Executives in private companies can sometimes push the boundaries of ethics even further. They're often masters at disguising income as corporate "benefits." By having the company pick up the tab for everything from cars to trips, "you might see an executive with a W-2 of $50,000 but a lifestyle of $300,000," says Bruce L. Richman, an accountant with Clifton Gunderson LLC. And businesspeople in private companies almost always undervalue their private holdings, which are far trickier to analyze than public entities.
Perhaps the most extreme strategy, and the most ethically dubious, is to shift assets into an offshore trust in such havens as the Cayman Islands, Belize, and Gibraltar, which don't recognize U.S. divorce judgments (box).
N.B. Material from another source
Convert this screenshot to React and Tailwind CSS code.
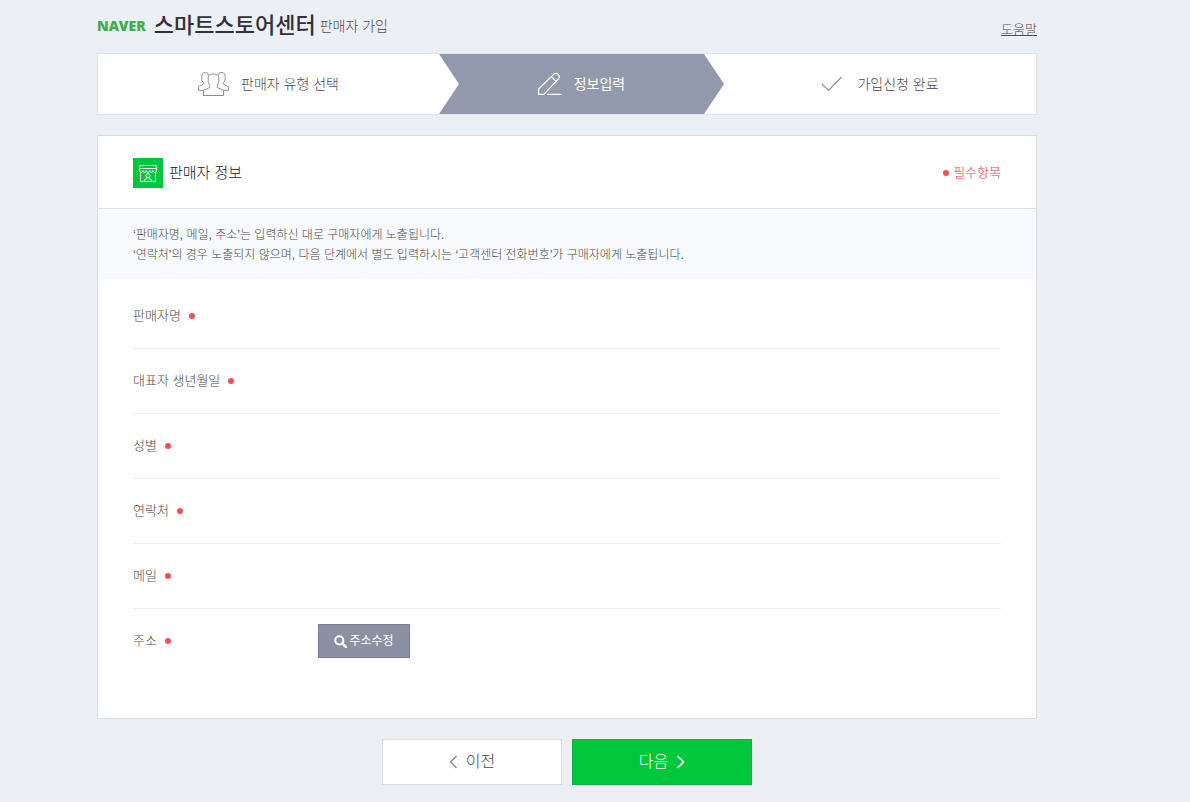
import React from "react";

function UsersIcon() {
  return (
    <svg width="31" height="26" viewBox="0 0 31 26" fill="none" stroke="#8b8e98" strokeWidth="1" aria-hidden="true">
      <path d="M5.5 24.5V19.3L11.8 16.5V14.2C10.6 12.8 10.2 11.2 10.2 9V6.8C10.2 4 12 3 15.5 3S20.8 4 20.8 6.8V9C20.8 11.2 20.4 12.8 19.2 14.2V16.5L25.5 19.3V24.5Z" />
      <path d="M10.2 4.2C10.4 2.2 9.4 1.5 7.6 1.5C4.6 1.5 3.8 3 3.8 5.6V7.4C3.8 9.4 4.4 10.6 5.4 11.6V13.2L.5 15.8V19.3H5.5" />
      <path d="M20.8 4.2C20.6 2.2 21.6 1.5 23.4 1.5C26.4 1.5 27.2 3 27.2 5.6V7.4C27.2 9.4 26.6 10.6 25.6 11.6V13.2L30.5 15.8V19.3H25.5" />
    </svg>
  );
}

function PencilIcon() {
  return (
    <svg width="24" height="24" viewBox="0 0 24 24" fill="none" stroke="#ffffff" strokeWidth="1.2" aria-hidden="true">
      <path d="M.6 22.4V17L15.4 2.6C17 1.2 18.9 1.2 20.2 2.5C21.7 4 21.6 5.8 20.3 7.2L5.8 22.4Z" />
      <path d="M13.4 4.8L18.2 9.4" />
      <path d="M9 22.4H23.5" />
    </svg>
  );
}

function CheckIcon() {
  return (
    <svg width="22" height="16" viewBox="0 0 22 16" fill="none" stroke="#8b8e94" strokeWidth="1.1" aria-hidden="true">
      <path d="M1 8L7.5 14.5L20.5 1" />
    </svg>
  );
}

function StoreIcon() {
  return (
    <svg width="30" height="30" viewBox="0 0 30 30" fill="none" stroke="#ffffff" strokeWidth="1" className="bg-[#00c73c]" aria-hidden="true">
      <path d="M6.5 7.5H23.5V12.5C23.5 15 20.1 15 20.1 12.5C20.1 15 16.7 15 16.7 12.5C16.7 15 13.3 15 13.3 12.5C13.3 15 9.9 15 9.9 12.5C9.9 15 6.5 15 6.5 12.5Z" />
      <path d="M6.5 10.5H23.5" />
      <path d="M7.5 14.5V23.5H22.5V14.5" />
      <circle cx="15" cy="17.6" r="2" />
      <path d="M10.8 23.5L11.8 21.6L14 20.6V19.4M19.2 23.5L18.2 21.6L16 20.6V19.4" />
    </svg>
  );
}

function SearchIcon() {
  return (
    <svg width="13" height="13" viewBox="0 0 13 13" fill="none" stroke="#ffffff" aria-hidden="true">
      <circle cx="5.3" cy="5.3" r="4.1" strokeWidth="2" />
      <path d="M8.3 8.3L11.8 11.8" strokeWidth="2.4" strokeLinecap="round" />
    </svg>
  );
}

function Chevron({ d, className }) {
  return (
    <svg width="9" height="14" viewBox="0 0 9 14" fill="none" stroke="currentColor" strokeWidth="1.6" className={className} aria-hidden="true">
      <path d={d} />
    </svg>
  );
}

function Dot() {
  return <span className="size-1.5 shrink-0 rounded-full bg-[#f0505a]" />;
}

const fields = ["판매자명", "대표자 생년월일", "성별", "연락처", "메일", "주소"];

export default function App() {
  return (
    <div className="min-h-screen bg-[#eceff4] px-4 pb-4 font-['Liberation_Sans','Noto_Sans_CJK_KR',sans-serif] font-light text-[#4c4c4c] lg:pr-[72px]">
      <div className="mx-auto max-w-[940px]">
        <header className="flex h-[53px] items-start justify-between">
          <h1 className="flex items-center pt-2.5 text-[14px] leading-8">
            <span className="font-['Open_Sans',sans-serif] font-extrabold text-[#3eaf49]">NAVER</span>
            <span className="ml-2 text-[22px] font-medium text-[#303238]">스마트스토어센터</span>
            <span className="ml-1 font-light">판매자 가입</span>
          </h1>
          <a href="#help" className="pt-5 text-[13px] leading-5 underline">도움말</a>
        </header>

        <ol className="grid h-[62px] grid-cols-[341fr_285fr_312fr] border border-[#e1e4ea] bg-white text-[14px] leading-5">
          <li className="flex items-center justify-center gap-3">
            <UsersIcon />
            판매자 유형 선택
          </li>
          <li aria-current="step" className="flex items-center justify-center gap-3 bg-[#9299ab] font-normal text-white [clip-path:polygon(0_0,calc(100%_-_20px)_0,100%_50%,calc(100%_-_20px)_100%,0_100%,20px_50%)]">
            <PencilIcon />
            정보입력
          </li>
          <li className="flex items-center justify-center gap-3.5">
            <CheckIcon />
            가입신청 완료
          </li>
        </ol>

        <main className="mt-5 border border-[#d9dbe2] bg-white pb-[45px]">
          <div className="flex h-[73px] items-center justify-between border-b border-[#dde0e6] px-[35px] pt-0.5">
            <h2 className="flex items-center gap-1.5 text-[15px] leading-5 text-[#202028]">
              <StoreIcon />
              판매자 정보
            </h2>
            <p className="flex items-center gap-1 text-[13px] leading-5 text-[#ee3846]">
              <Dot />
              필수항목
            </p>
          </div>
          <div className="mb-[5px] bg-[#f7f9fd] px-[35px] pt-4 pb-3.5 text-[12px] leading-5">
            <p>‘판매자명, 메일, 주소’는 입력하신 대로 구매자에게 노출됩니다.</p>
            <p>‘연락처’의 경우 노출되지 않으며, 다음 단계에서 별도 입력하시는 ‘고객센터 전화번호’가 구매자에게 노출됩니다.</p>
          </div>
          <dl className="px-[35px] text-[13px] leading-5">
            {fields.map((name) => (
              <div key={name} className="flex h-[65px] items-center border-b border-[#eeeeef] last:h-16 last:border-0">
                <dt className="flex w-[185px] shrink-0 items-center gap-2">
                  {name}
                  <Dot />
                </dt>
                <dd>
                  {name === "주소" && (
                    <button type="button" className="flex h-[34px] w-[92px] items-center justify-center gap-0.5 border border-[#767d8f] bg-[#8b91a3] text-[12px] font-normal text-white">
                      <SearchIcon />
                      주소수정
                    </button>
                  )}
                </dd>
              </div>
            ))}
          </dl>
        </main>

        <div className="mt-5 flex justify-center gap-2.5 text-[16px] leading-6">
          <button type="button" className="flex h-[46px] w-[180px] items-center justify-center gap-2 border border-[#dcdde3] bg-white">
            <Chevron d="M7.5 1L1.5 7L7.5 13" className="text-[#8b8e98]" />
            이전
          </button>
          <button type="button" className="flex h-[46px] w-[180px] items-center justify-center gap-2 border border-[#17ad45] bg-[#00c73c] text-white">
            다음
            <Chevron d="M1.5 1L7.5 7L1.5 13" />
          </button>
        </div>
      </div>
    </div>
  );
}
They can be remarkably effective. Stephen C. Maloney, a Boston attorney, recently represented a woman who "essentially gave up" after being told it would cost $100,000 just to figure out how much money her husband had in his Channel Islands trust.
In another case, now being tried in Santa Fe, wealthy Swiss industrialist Donald Hess moved most of his stock in Hess Holding, estimated to be worth more than $200 million, to an offshore trust in Gibraltar just two months before filing for divorce from his wife, Joanna, a former model and an American citizen, in New Mexico.
Now, the New Mexico court has appointed PricewaterhouseCoopers to determine the value of the assets Donald transferred to Gibraltar. The report is due in August. But even if they come up with a number and the court awards Joanna a big judgment, it will be difficult for her to collect because of Gibraltar's laws erecting obstacles to creditors.
For their part, wealthy wives are also using increasingly aggressive tactics, sometimes leveling ugly abuse charges. In her 1996 divorce from billionaire investor Fayez S. Sarofim, Linda Hicks Sarofim asked that their prenuptial agreement be thrown out and accused him of alleged assault, false imprisonment, and spousal rape. She also sought $100 million in damages. When the case was resolved in late 1996, before the trial was to begin, the Texas judge sealed the settlement and barred comments about its terms. Fayez strongly denies all charges that he mistreated his ex-wife.
Given such nastiness, it's not surprising that most attorneys say the best strategy is to settle out of court. That's how more than 90% of executive divorces are resolved. Settling is cheaper, avoids the publicity of a trial, and lets execs craft deals that minimize taxes. It gives an executive the best shot by far at keeping more than 50% of the estate--most large cases settle with the dependent spouse taking less than half. Lorna Wendt says she has heard from "many, many women" who struck such lopsided deals "because they couldn't deal with the pressure" from their husbands.
But as wives grow more assertive, settling isn't always a cakewalk. Costello, the former Cadence CEO, relates how after hearing what he felt was an unreasonable settlement proposal from his ex-wife, Margaret, he contacted her father, a Wisconsin developer, to enlist his help in reaching a quick settlement. With the father's blessing, he offered $10 million to $12 million. Margaret was furious. "I totally felt he was using my Dad" by putting forward a figure huge by Wisconsin standards but a sliver of Costello's Silicon Valley-size fortune. Her hard line paid off: He ultimately shelled out $30 million. "I didn't want my whole life to be about this," he says. For executives, the overall message is unmistakable: Marriage is one of the most important business decisions they'll ever make. And if things fall apart, the divorce is likely to be a lot more upsetting than any business deal gone sour.